And Now, the Cartoon News 107
theodp writes "Would you read a cartoon version of Slashdot? Quality stuff, not half-baked MS-Paint posts like 'Introducing Microsoft Monocle and Self-Driving Bentley'. Erin Polgreen has big plans for illustrated journalism. In October, Polgreen will be launching Symbolia, a tablet-based magazine of illustrated journalism, through Apple's App Store. 'Illustrated journalism draws you in, Polgreen explains. 'It's accessible in a way 5,000 words of text isn't. Regardless of age, gender or anything, you grasp it faster than most journalism.' Polgreen follows in the footsteps of other cartoonist-journalists, including Joe Kubert (RIP), Joe Sacco, and Josh Neufeld."
Nope. Not from that app store. (Score:3, Interesting)
Re:Would you read a cartoon version of Slashdot? (Score:5, Interesting)

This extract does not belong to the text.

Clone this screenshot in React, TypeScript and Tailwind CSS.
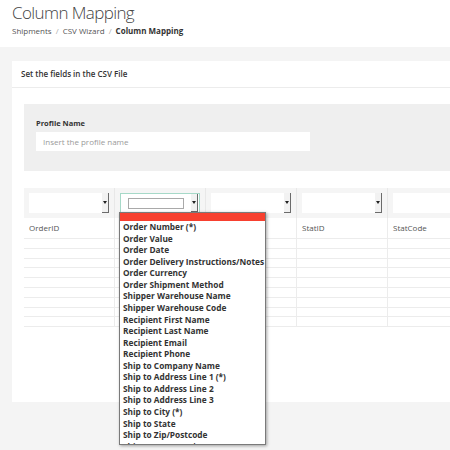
import React from "react";

const options = [
  "Order Number (*)",
  "Order Value",
  "Order Date",
  "Order Delivery Instructions/Notes",
  "Order Currency",
  "Order Shipment Method",
  "Shipper Warehouse Name",
  "Shipper Warehouse Code",
  "Recipient First Name",
  "Recipient Last Name",
  "Recipient Email",
  "Recipient Phone",
  "Ship to Company Name",
  "Ship to Address Line 1 (*)",
  "Ship to Address Line 2",
  "Ship to Address Line 3",
  "Ship to City (*)",
  "Ship to State",
  "Ship to Zip/Postcode",
  "Ship to Country (*)",
];

const columns = ["OrderID", "", "", "StatID", "StatCode"];

function ArrowButton() {
  return (
    <div className="flex w-[7px] shrink-0 items-center justify-center border-r border-b border-[#6b6b6b] bg-[#f2f2f2]">
      <span className="block h-0 w-0 border-x-[2px] border-t-[3px] border-x-transparent border-t-[#222]" />
    </div>
  );
}

function FakeSelect({ focused = false }: { focused?: boolean }) {
  if (focused) {
    return (
      <div className="flex h-[20px] border border-[#a6d9c8] bg-white pr-[1px]">
        <div className="flex flex-1 items-center pl-[7px] pr-[7px]">
          <div className="h-[11px] w-full border border-[#a9a9a9] bg-white" />
        </div>
        <ArrowButton />
      </div>
    );
  }
  return (
    <div className="flex h-[20px] bg-white">
      <div className="flex-1" />
      <ArrowButton />
    </div>
  );
}

export default function App() {
  return (
    <div
      className="relative h-[450px] w-[450px] overflow-hidden bg-[#f4f4f4] text-[#333]"
      style={{ fontFamily: '"Open Sans", "Noto Sans", sans-serif' }}
    >
      {/* Page header */}
      <header className="h-[47px] bg-white px-3">
        <h1 className="pt-[1px] text-[17px] font-light leading-[24px] tracking-[-0.6px] text-[#444]">
          Column Mapping
        </h1>
        <nav className="flex items-center gap-[4px] text-[8px] leading-[12px] text-[#555]">
          <span>Shipments</span>
          <span className="text-[#aaa]">/</span>
          <span>CSV Wizard</span>
          <span className="text-[#aaa]">/</span>
          <span className="font-bold text-[#333]">Column Mapping</span>
        </nav>
      </header>

      {/* Card */}
      <section className="ml-3 mt-[14px] h-[341px] w-[500px] bg-white">
        <div className="flex h-[27px] items-center border-b border-[#ececec] pl-[9px] text-[8px] font-semibold text-[#333]">
          Set the fields in the CSV File
        </div>

        <div className="pl-3 pt-[16px]">
          <div className="h-[67px] bg-[#efefef] pl-3 pt-[14px]">
            <p className="text-[7.5px] font-bold leading-[10px] text-[#333]">Profile Name</p>
            <div className="mt-[4px] flex h-[19px] w-[274px] items-center bg-white pl-[7px] text-[8px] text-[#9a9a9a]">
              Insert the profile name
            </div>
          </div>

          {/* Mapping table */}
          <div className="mt-[17px] w-[500px]">
            <div className="flex h-[30px] bg-[#f5f5f5]">
              {columns.map((c, i) => (
                <div key={i} className="w-[91px] shrink-0 border-r border-[#e8e8e8] px-[5px] pt-[5px]">
                  <FakeSelect focused={i === 1} />
                </div>
              ))}
            </div>
            <div className="flex h-[21px] border-b border-[#ececec]">
              {columns.map((c, i) => (
                <div
                  key={i}
                  className="flex w-[91px] shrink-0 items-center border-r border-[#ececec] pl-[5px] text-[8px] text-[#555]"
                >
                  {c}
                </div>
              ))}
            </div>
            {Array.from({ length: 9 }).map((_, r) => (
              <div key={r} className="flex h-[9.8px] border-b border-[#ececec]">
                {columns.map((_, i) => (
                  <div key={i} className="w-[91px] shrink-0 border-r border-[#ececec]" />
                ))}
              </div>
            ))}
          </div>
        </div>
      </section>

      {/* Open dropdown list */}
      <div className="absolute left-[119px] top-[212px] h-[233px] w-[147px] overflow-hidden border border-[#7a7a7a] bg-white shadow-[1px_1px_3px_rgba(0,0,0,0.35)]">
        <div className="h-[8px] bg-[#f7402f]" />
        <ul className="pl-[3px] text-[8.3px] font-bold leading-[11.56px] text-[#333]">
          {options.map((o) => (
            <li key={o} className="whitespace-nowrap">
              {o}
            </li>
          ))}
        </ul>
      </div>
    </div>
  );
}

When will people seriously get it into their think marketer heads that although cartoons or videos may be more initially eye-catching, they have low information density and are worse at getting actual information across than plain old text?
Not necessarily. Depending on what's being reported on, a picture can be worth a thousand words. And "information density" isn't always the only objective of journalism. A lot of stories are about evoking the emotion of the situation, so a lot of it tends to be descriptive. Quality news sources like the BBC are pretty good at almost transporting you there by capturing the sensations of what's going on. Illustrated news lends itself very well to that kind of reporting.
Re:Would you read a cartoon version of Slashdot? (Score:4, Interesting)
When will people seriously get it into their think marketer heads that although cartoons or videos may be more initially eye-catching, they have low information density and are worse at getting actual information across than plain old text?
First, density != effectiveness in human-to-human communications.
Second, text has medium density... it's more dense than a comic but less dense than a well-designed graph.
Finally, consider that your view of cartoons may not include everything the medium is capable of. Have you seen, for example, Scott McCloud's comic-book introduction to Google Chrome [google.com]? Plain old text could have conveyed the same information, but it's doubtful the audience would have been as large or absorbed as much. Scott argues that cartoons can be more effective [amazon.com] than pure text, and while I suspect he's only partially right, it is still worthwhile to try experiments like the one Polgreen is talking about.
Re:Two words (Score:3, Interesting)
Here's an idea:
.' .' # '.
1 '. _
2-= (~) =-
3
Why don't we just replace slashdot articles with ascii art?
Of course, we'll need to modify the junk character filter for this to work....
Nooooo!! (Score:5, Interesting)
Please.
No.
Giga bandwidth wasting graphic simplification.
Text is best.
Be eloquent.
Re:Would you read a cartoon version of Slashdot? (Score:4, Interesting)
It depends upon what you mean by "information" or what you mean by "news" in the case of this article (cartoon journalism).
At its best, "the news" is much more than just raw data. A graph can visualize data but it cannot provide analysis. And the thing we're sorely lacking in most of our media (no, one of the many things) is serious analysis. I don't even mean "unbiased" analysis, because there is no such thing. I mean actual analysis, with some disclosed opinion as gravy.
Seeing the streets of New Orleans flooded and a body floating facedown may be worth a thousand words, but it does not tell me what I need to know. It does not tell me about the failure of the Army Corps of Engineers or the history of those levees. It does not tell me how Katrina compares to most hurricanes that hit the Gulf Coast. It's a dramatic picture, "dense" in the parlance of visualization, but has no value as news. I could have gotten the same information that "Hurricane hits New Orleans. People die." from a tickertape or a tweet.
And I really, REALLY don't need a moral equivalence based on some coward's notion of "fairness". I don't need the kind of BS "fact-checking" like the Washington Post or politifact, where facts are only checked against conventional wisdom, not against what's actually happening or has actually happened. And always now, the only bias is not a political one in the usual sense, but a bias based on the corporate hegemony. The conventional wisdom is the convention of mindless consumerism.
It's not that hard, really, except for the change in the business model of the news media. Before there was an expectation of huge profits, when most media outlets were family or individually owned by people who had a sense of civic duty (even with their political bias generously applied), we were able to discern some useful picture of our larger world from the news media.
Now we get either useless posturing or glaring images of things over which we have absolutely no control. That isn't news. That's exploitation of the consumers of media.